== Source material

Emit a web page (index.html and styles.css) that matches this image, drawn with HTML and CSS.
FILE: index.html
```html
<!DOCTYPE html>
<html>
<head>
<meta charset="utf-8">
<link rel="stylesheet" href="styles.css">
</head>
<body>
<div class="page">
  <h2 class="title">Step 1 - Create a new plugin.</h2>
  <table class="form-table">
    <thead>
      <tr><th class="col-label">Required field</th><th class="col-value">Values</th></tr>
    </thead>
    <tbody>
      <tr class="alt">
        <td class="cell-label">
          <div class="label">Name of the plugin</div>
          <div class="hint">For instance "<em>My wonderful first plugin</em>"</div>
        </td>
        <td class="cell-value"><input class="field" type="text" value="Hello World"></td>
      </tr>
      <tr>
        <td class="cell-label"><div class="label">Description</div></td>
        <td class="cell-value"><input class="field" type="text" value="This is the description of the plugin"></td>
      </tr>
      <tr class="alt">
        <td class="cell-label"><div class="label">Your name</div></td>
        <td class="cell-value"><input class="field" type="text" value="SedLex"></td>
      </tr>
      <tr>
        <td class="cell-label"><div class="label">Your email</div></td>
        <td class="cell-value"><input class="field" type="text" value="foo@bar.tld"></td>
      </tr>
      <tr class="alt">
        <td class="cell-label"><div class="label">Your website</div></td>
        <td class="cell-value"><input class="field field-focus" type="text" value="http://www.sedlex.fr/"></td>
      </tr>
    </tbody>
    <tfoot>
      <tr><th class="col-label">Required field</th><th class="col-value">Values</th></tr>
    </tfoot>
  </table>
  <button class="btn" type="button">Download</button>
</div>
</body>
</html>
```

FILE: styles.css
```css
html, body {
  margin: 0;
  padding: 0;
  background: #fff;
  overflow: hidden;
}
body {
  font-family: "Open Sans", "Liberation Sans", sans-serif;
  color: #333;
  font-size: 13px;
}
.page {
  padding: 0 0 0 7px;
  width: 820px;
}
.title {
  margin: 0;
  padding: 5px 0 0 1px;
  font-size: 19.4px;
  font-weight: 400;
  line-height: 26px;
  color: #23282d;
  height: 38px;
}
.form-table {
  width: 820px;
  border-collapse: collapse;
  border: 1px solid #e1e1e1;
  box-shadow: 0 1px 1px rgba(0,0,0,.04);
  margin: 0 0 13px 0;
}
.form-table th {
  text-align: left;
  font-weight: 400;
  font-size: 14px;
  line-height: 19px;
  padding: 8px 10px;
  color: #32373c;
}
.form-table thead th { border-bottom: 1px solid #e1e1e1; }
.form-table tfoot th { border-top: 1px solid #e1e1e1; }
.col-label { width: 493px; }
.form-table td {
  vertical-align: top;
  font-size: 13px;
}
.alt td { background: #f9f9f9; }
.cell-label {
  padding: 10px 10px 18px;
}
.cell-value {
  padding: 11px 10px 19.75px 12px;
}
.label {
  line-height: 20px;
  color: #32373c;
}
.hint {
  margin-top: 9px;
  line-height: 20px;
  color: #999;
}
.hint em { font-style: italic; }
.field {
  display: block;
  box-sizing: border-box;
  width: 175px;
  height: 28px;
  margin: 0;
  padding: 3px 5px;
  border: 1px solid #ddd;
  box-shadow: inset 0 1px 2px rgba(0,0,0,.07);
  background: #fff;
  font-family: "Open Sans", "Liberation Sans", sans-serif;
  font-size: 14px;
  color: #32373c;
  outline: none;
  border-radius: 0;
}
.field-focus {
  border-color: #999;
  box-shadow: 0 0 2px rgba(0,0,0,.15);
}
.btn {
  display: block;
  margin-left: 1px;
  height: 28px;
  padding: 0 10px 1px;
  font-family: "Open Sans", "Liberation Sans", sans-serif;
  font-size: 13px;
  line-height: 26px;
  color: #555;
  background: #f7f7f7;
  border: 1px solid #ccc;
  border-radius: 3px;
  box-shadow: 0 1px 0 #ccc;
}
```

====

Your objective
Transcribe all of the material exactly. Omit nothing.

Answer to the task
Emit a web page (index.html and styles.css) that matches this image, drawn with HTML and CSS.
FILE: index.html
```html
<!DOCTYPE html>
<html>
<head>
<meta charset="utf-8">
<link rel="stylesheet" href="styles.css">
</head>
<body>
<div class="page">
  <h2 class="title">Step 1 - Create a new plugin.</h2>
  <table class="form-table">
    <thead>
      <tr><th class="col-label">Required field</th><th class="col-value">Values</th></tr>
    </thead>
    <tbody>
      <tr class="alt">
        <td class="cell-label">
          <div class="label">Name of the plugin</div>
          <div class="hint">For instance "<em>My wonderful first plugin</em>"</div>
        </td>
        <td class="cell-value"><input class="field" type="text" value="Hello World"></td>
      </tr>
      <tr>
        <td class="cell-label"><div class="label">Description</div></td>
        <td class="cell-value"><input class="field" type="text" value="This is the description of the plugin"></td>
      </tr>
      <tr class="alt">
        <td class="cell-label"><div class="label">Your name</div></td>
        <td class="cell-value"><input class="field" type="text" value="SedLex"></td>
      </tr>
      <tr>
        <td class="cell-label"><div class="label">Your email</div></td>
        <td class="cell-value"><input class="field" type="text" value="foo@bar.tld"></td>
      </tr>
      <tr class="alt">
        <td class="cell-label"><div class="label">Your website</div></td>
        <td class="cell-value"><input class="field field-focus" type="text" value="http://www.sedlex.fr/"></td>
      </tr>
    </tbody>
    <tfoot>
      <tr><th class="col-label">Required field</th><th class="col-value">Values</th></tr>
    </tfoot>
  </table>
  <button class="btn" type="button">Download</button>
</div>
</body>
</html>
```

FILE: styles.css
```css
html, body {
  margin: 0;
  padding: 0;
  background: #fff;
  overflow: hidden;
}
body {
  font-family: "Open Sans", "Liberation Sans", sans-serif;
  color: #333;
  font-size: 13px;
}
.page {
  padding: 0 0 0 7px;
  width: 820px;
}
.title {
  margin: 0;
  padding: 5px 0 0 1px;
  font-size: 19.4px;
  font-weight: 400;
  line-height: 26px;
  color: #23282d;
  height: 38px;
}
.form-table {
  width: 820px;
  border-collapse: collapse;
  border: 1px solid #e1e1e1;
  box-shadow: 0 1px 1px rgba(0,0,0,.04);
  margin: 0 0 13px 0;
}
.form-table th {
  text-align: left;
  font-weight: 400;
  font-size: 14px;
  line-height: 19px;
  padding: 8px 10px;
  color: #32373c;
}
.form-table thead th { border-bottom: 1px solid #e1e1e1; }
.form-table tfoot th { border-top: 1px solid #e1e1e1; }
.col-label { width: 493px; }
.form-table td {
  vertical-align: top;
  font-size: 13px;
}
.alt td { background: #f9f9f9; }
.cell-label {
  padding: 10px 10px 18px;
}
.cell-value {
  padding: 11px 10px 19.75px 12px;
}
.label {
  line-height: 20px;
  color: #32373c;
}
.hint {
  margin-top: 9px;
  line-height: 20px;
  color: #999;
}
.hint em { font-style: italic; }
.field {
  display: block;
  box-sizing: border-box;
  width: 175px;
  height: 28px;
  margin: 0;
  padding: 3px 5px;
  border: 1px solid #ddd;
  box-shadow: inset 0 1px 2px rgba(0,0,0,.07);
  background: #fff;
  font-family: "Open Sans", "Liberation Sans", sans-serif;
  font-size: 14px;
  color: #32373c;
  outline: none;
  border-radius: 0;
}
.field-focus {
  border-color: #999;
  box-shadow: 0 0 2px rgba(0,0,0,.15);
}
.btn {
  display: block;
  margin-left: 1px;
  height: 28px;
  padding: 0 10px 1px;
  font-family: "Open Sans", "Liberation Sans", sans-serif;
  font-size: 13px;
  line-height: 26px;
  color: #555;
  background: #f7f7f7;
  border: 1px solid #ccc;
  border-radius: 3px;
  box-shadow: 0 1px 0 #ccc;
}
```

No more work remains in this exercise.